Violence against women carries on unabated despite several cases getting highlighted, thanks to the media. This is attributed to various causes like  unhealthy sexual culture, male dominance of the heavily patriarchal societies, general lawlessness and serious deficiencies in law and order, settling family and caste feuds, lack of proper education, lack of strong and effective laws, weak implementation of laws, delayed police action and insensitive procedures of filing cases, low record of actual convictions by the courts, lack of protection for the victims of abuse, social taboos preventing the reporting of cases and the political interference in certain cases. While political blame games continue, the victims have to go through the ordeals of investigative procedures with no end of the trauma in sight.

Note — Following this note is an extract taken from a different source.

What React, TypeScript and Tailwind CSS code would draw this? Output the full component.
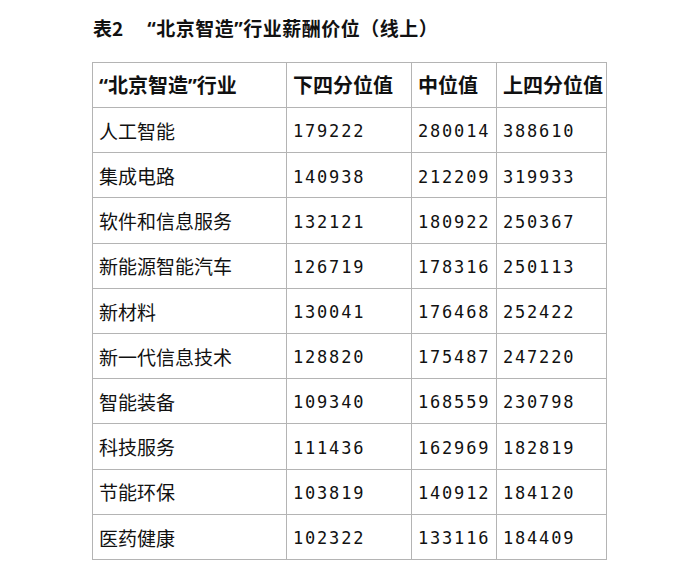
const rows: [string, string, string, string][] = [
  ['人工智能', '179222', '280014', '388610'],
  ['集成电路', '140938', '212209', '319933'],
  ['软件和信息服务', '132121', '180922', '250367'],
  ['新能源智能汽车', '126719', '178316', '250113'],
  ['新材料', '130041', '176468', '252422'],
  ['新一代信息技术', '128820', '175487', '247220'],
  ['智能装备', '109340', '168559', '230798'],
  ['科技服务', '111436', '162969', '182819'],
  ['节能环保', '103819', '140912', '184120'],
  ['医药健康', '102322', '133116', '184409'],
]

const cjk = { fontFamily: '"Noto Sans CJK SC", "Noto Sans", sans-serif' }
const mono = { fontFamily: '"DejaVu Sans Mono", "Liberation Mono", monospace' }
const latin = { fontFamily: '"Noto Sans", "Liberation Sans", sans-serif' }

// 北京智造 wrapped in narrow latin quotes, as in the source
function Bjzz() {
  return (
    <>
      <span style={latin}>“</span>北京智造<span style={latin}>”</span>
    </>
  )
}

export default function App() {
  return (
    <div className="w-[700px] h-[576px] bg-white text-[#111]" style={cjk}>
      <div className="pl-[93px] pt-[14px] h-[62px] flex items-start gap-[24px] text-[19px] font-bold leading-[28px]">
        <span>表2</span>
        <span className="tracking-[0.5px]">
          <Bjzz />行业薪酬价位（线上）
        </span>
      </div>
      <table className="ml-[92px] border-collapse table-fixed w-[515px]">
        <colgroup>
          <col className="w-[194px]" />
          <col className="w-[125px]" />
          <col className="w-[85px]" />
          <col className="w-[110px]" />
        </colgroup>
        <thead>
          <tr className="h-[45px]">
            <th className="border border-[#b4b4b4] px-[6px] text-left text-[20px] font-bold whitespace-nowrap">
              <Bjzz />行业
            </th>
            {['下四分位值', '中位值', '上四分位值'].map((h) => (
              <th
                key={h}
                className="border border-[#b4b4b4] px-[6px] text-left text-[20px] font-bold whitespace-nowrap"
              >
                {h}
              </th>
            ))}
          </tr>
        </thead>
        <tbody>
          {rows.map((r) => (
            <tr key={r[0]} className="h-[45.2px]">
              <td className="border border-[#b4b4b4] px-[6px] pt-[2px] text-[19px] whitespace-nowrap">{r[0]}</td>
              {r.slice(1).map((v, i) => (
                <td
                  key={i}
                  className="border border-[#b4b4b4] px-[6px] pt-[4px] text-[17px] tracking-[1.8px] whitespace-nowrap"
                  style={mono}
                >
                  {v}
                </td>
              ))}
            </tr>
          ))}
        </tbody>
      </table>
    </div>
  )
}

A gang rape of a 17 year old pre-novice in Bangalore, attacked four days ago in the Institute of the Sisters of the Holy Nativity by three men and the sexual abuse of a six-year old child in its school premises more than a week ago, have once again woken up an otherwise apathetic public, who have descended on the streets to protest this violence. While the culprits in the six-year-old’s case has been apprehended almost ten days later, the culprits behind the case of the pre-novice are still at large. These are but tips of the iceberg with similar reports coming from various parts of the country that takes pride in its culture of treating women with the respect of a goddess.

Perhaps what is needed is a ‘social revolution’ for empowering women and a reform to change the mind-set and old fashioned thought process of the Indian society. This change cannot be achieved in a courtroom or through mass protest. It requires instilling particular values to boys and girls, at home, at school and in the public sphere. In addition to that, certain conceptions of masculinity and femininity must be readjusted to place emphasis upon respect for the self and for others.

Antara Dev Sen, columnist for the Asian Age, points out that most victims of violent crimes are brutalized not just by their attacker but thereafter by the system they appeal to or live with. Women in India tend not to appeal to the legal and criminal system because, far from being a source of protection and empowerment, they find that this system makes them even more vulnerable to abuse.

With male chauvinistic views of many politicians who have unabashedly blamed women the change seems to be hard to come by. It is going to be a hard fought struggle for the Indian woman to reclaim her dignity.